Architecture¶

Ceph is a unified distributed storage system that delivers object, block, and file storage from a single RADOS (Reliable Autonomic Distributed Object Store) cluster. It uses intelligent daemons and the CRUSH algorithm to eliminate centralized lookup bottlenecks, enabling petabyte-to-exabyte scale with commodity hardware.

See also: index, architecture, operations, security

Core Component Diagram¶

graph TB
    subgraph Clients
        RBD[Ceph Block Device<br/>librbd / kernel RBD]
        RGW[Ceph Object Storage<br/>radosgw -- S3/Swift]
        CephFS[Ceph File System<br/>FUSE / kernel mount]
        LibR[Custom Apps<br/>librados]
    end

    subgraph RADOS["RADOS Storage Cluster"]
        MON[Ceph Monitor<br/>ceph-mon<br/>Paxos quorum]
        MGR[Ceph Manager<br/>ceph-mgr<br/>Metrics + Dashboard]
        OSD[Ceph OSD<br/>ceph-osd<br/>BlueStore backend]
        MDS[Ceph MDS<br/>ceph-mds<br/>CephFS metadata]
    end

    subgraph Storage
        DISK[(Local disks<br/>per OSD)]
    end

    RBD --> OSD
    RGW --> OSD
    CephFS --> MDS
    CephFS --> OSD
    LibR --> OSD
    MON -->|Cluster maps| OSD
    MON -->|Cluster maps| Clients
    MGR --> MON
    MDS --> OSD
    OSD --> DISK

RADOS Daemons¶

Ceph Monitor (ceph-mon)¶

Monitors maintain the master copy of the cluster map, a collection of five sub-maps that describe the entire cluster topology:

Map	Contents	View Command
Monitor Map	Cluster `fsid`, monitor addresses, epochs	`ceph mon dump`
OSD Map	Pool list, replica sizes, PG numbers, OSD statuses	`ceph osd dump`
PG Map	PG versions, up/acting sets, per-PG state, usage stats	`ceph pg dump`
CRUSH Map	Device list, failure domain hierarchy, placement rules	`ceph osd getcrushmap`
MDS Map	MDS ranks, metadata pool, active/standby state	`ceph fs dump`

Monitors achieve consensus via the Paxos algorithm.
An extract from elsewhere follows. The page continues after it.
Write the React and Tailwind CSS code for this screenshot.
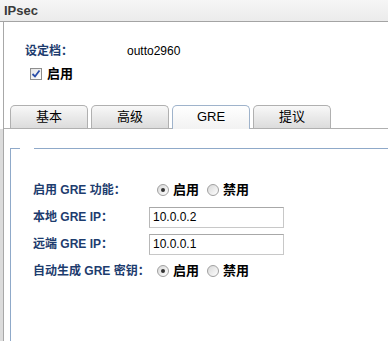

A quorum requires a strict majority (for example, 2 of 3, 3 of 5). Losing quorum makes the entire cluster unavailable for writes, which is why production deployments run at least 3 monitors across failure domains.

Ceph OSD Daemon (ceph-osd)¶

Each OSD manages a single storage device (typically one per physical disk). OSDs handle all read, write, replication, recovery, rebalancing, and scrubbing operations locally. Key responsibilities:

Data storage via BlueStore (the default backend since Luminous), which writes objects directly to raw block devices in a database-like structure (RocksDB metadata + WAL on SSD, object data on HDD or SSD).
Heartbeating neighboring OSDs and reporting state changes to monitors via MOSDBeacon messages.
Peer recovery when OSDs join or leave the acting set for a PG.
Scrubbing (light: daily metadata comparison; deep: weekly bit-for-bit data comparison).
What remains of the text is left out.